Участникам эксперимента предлагалось прослушать мелодию, а затем ее вариант, в котором некоторые ноты были изменены. Ученые обнаружили интересный феномен: испытуемые не могли правильно выполнить задание, и их энцефалограммы не отражали осознанную реакцию на изменение мелодии. Однако более поздняя, бессознательная реакция наблюдалась у них тогда, когда измененная мелодия не соответствовала общепринятым стандартам западной музыкальной культуры.

Ученые пришли к выводу, что «мелодичноглухие» люди реагируют на отклонения от нормы, даже если не воспринимают их осознанно. То есть распознают отступления от стандарта так же хорошо, как и все остальные!

Если узнав о «звукоглухих» и «мелодичноглухих» людях, вы подумали: «Это ведь про меня!» (или «Это про тебя, дорогая!»), почему бы вам не проверить свои музыкальные способности? Для этого вовсе не обязательно отправляться в университетскую лабораторию — ссылки на подобные тесты в Интернете вы найдете на сайте.

Самодиагноз: «звукоглухой»

Много ли людей, которые считают себя «немузыкальными», на самом деле страдают амузией?
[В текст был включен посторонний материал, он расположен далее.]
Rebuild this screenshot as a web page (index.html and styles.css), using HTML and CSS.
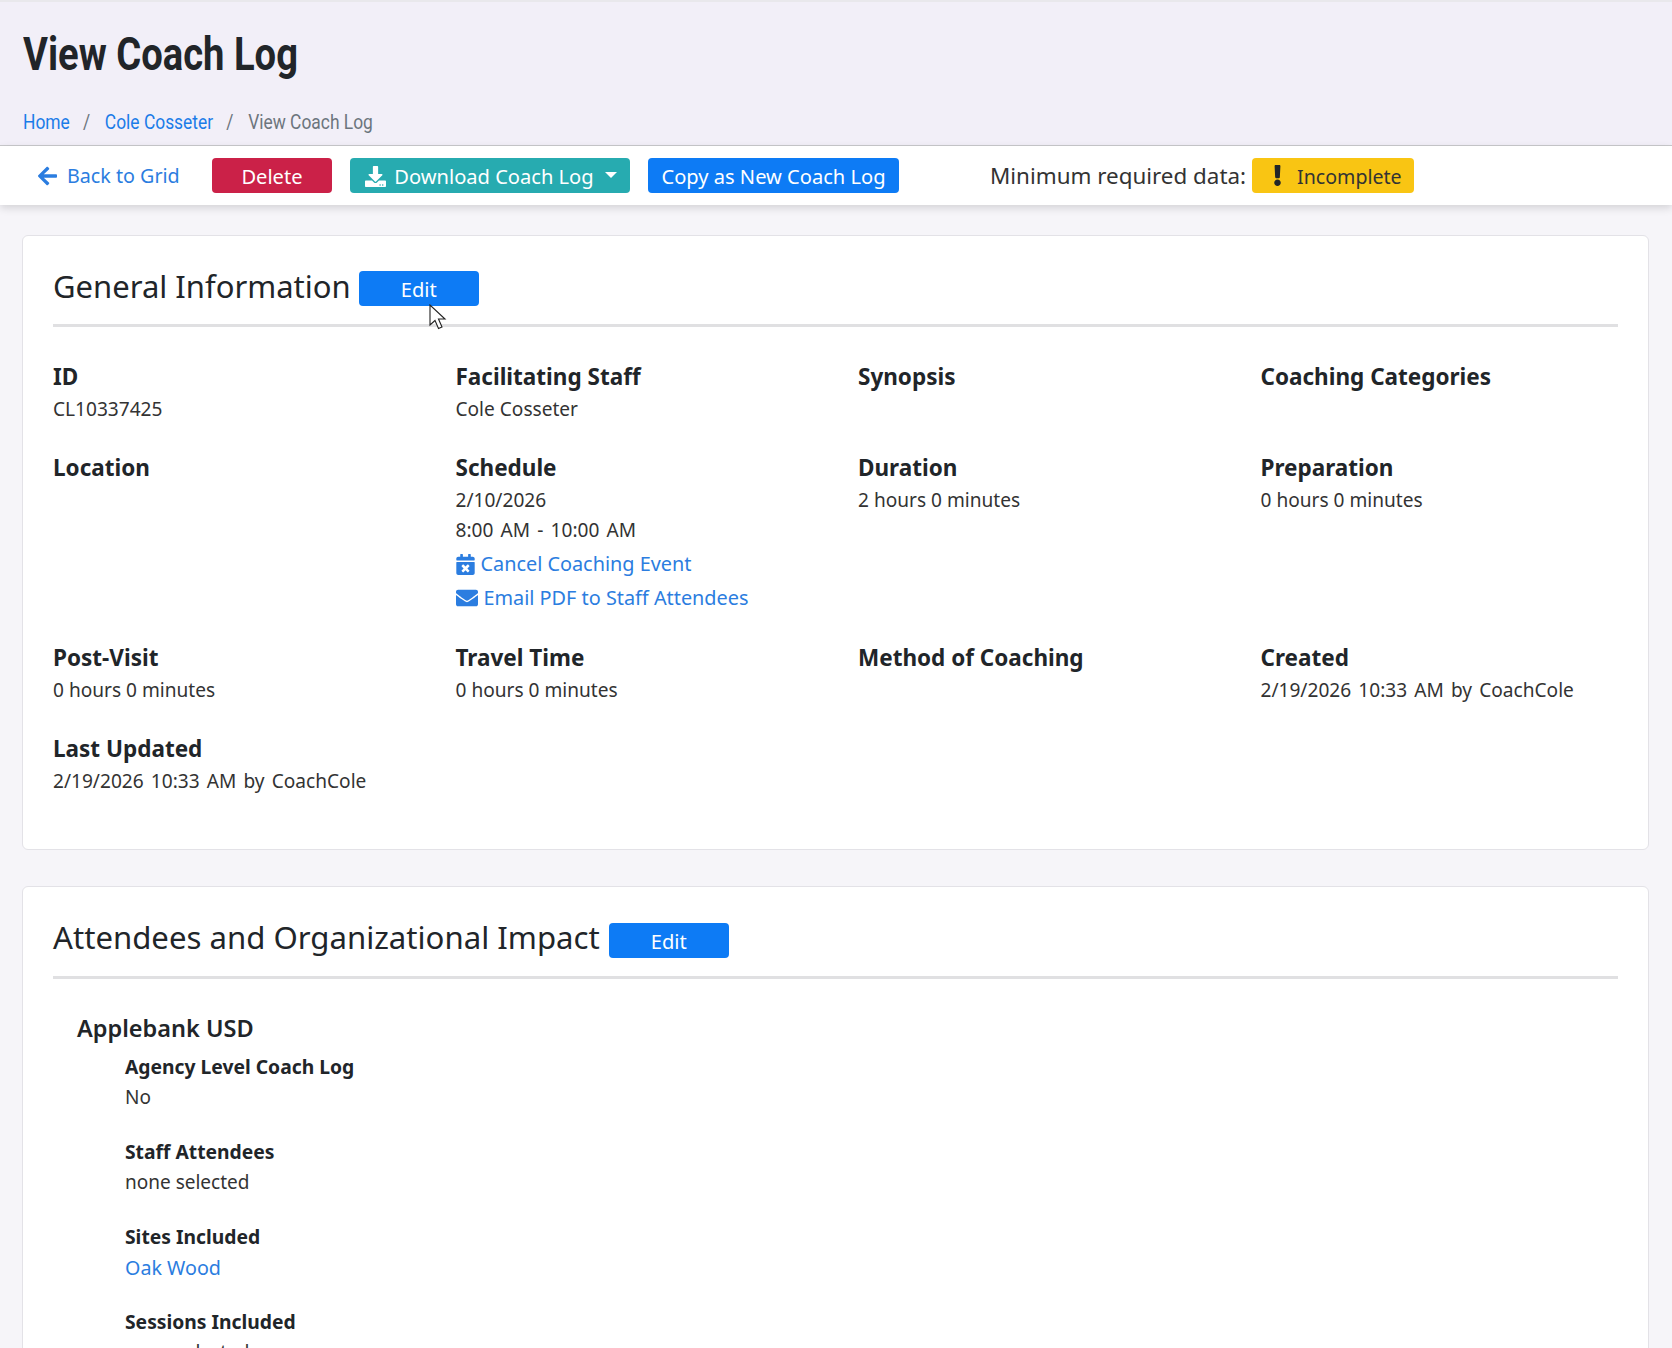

Канадский психолог Лола Кадди из Королевского университета штата Онтарио провела эксперимент со студентами своего факультета. Примерно 17 процентов первокурсников назвали себя «звукоглухими». Из них были отобраны 100 испытуемых, а в контрольную группу вошли 100 других, которые себя таковыми не считали.

Все участники прошли тестирование по методу МВЕА. Показатели «звукоглухих» действительно оказались хуже, чем в контрольной группе. Однако расхождение у большинства испытуемых было не столь велико, и диагноз «амузия» можно было поставить лишь 11 процентам из них. Остальные продемонстрировали вполне нормальные способности.

Что же побуждает людей к такой уничижительной самооценке? Исследователи попросили участников эксперимента ответить на вопросы анкеты, в которой делался упор на четыре группы факторов, определявших их музыкальную биографию. Первая касалась пения: «Насколько чисто вы поете свою любимую песню и замечаете ли, если сфальшивили?» Во второй речь шла о музыкальном образовании: «Играете ли вы на каком-либо музыкальном инструменте, если да, то как давно, и сколько времени упражняетесь?» Третья группа вопросов касалась привычек: «Как часто вы слушаете музыку и как часто у вас в голове крутится одна и та же мелодия?» И наконец, воспоминания детства: «Пели ли вам в раннем детстве другие члены семьи и побуждали ли петь вас?».

Результаты опроса показали: причины низкой самооценки не имели ничего общего ни с уроками музыки, ни с какими-то детскими впечатлениями. Ее вызывали два фактора: отсутствие склонности к музыке (что неудивительно — тот, кто считает себя неспособным в этой области, попытается найти удовлетворение в других занятиях) и, прежде всего, — неумение петь.

Думаю, если бы в ходе эксперимента проверяли вокальные данные участников, многие из них были бы приятно удивлены. И все же, почему людям, способным отличить чистые звуки от фальшивых, трудно петь? Они не слышат собственной фальши? Или слышат, но голос им не подчиняется? Быть может, у них в детстве отбили охоту к пению?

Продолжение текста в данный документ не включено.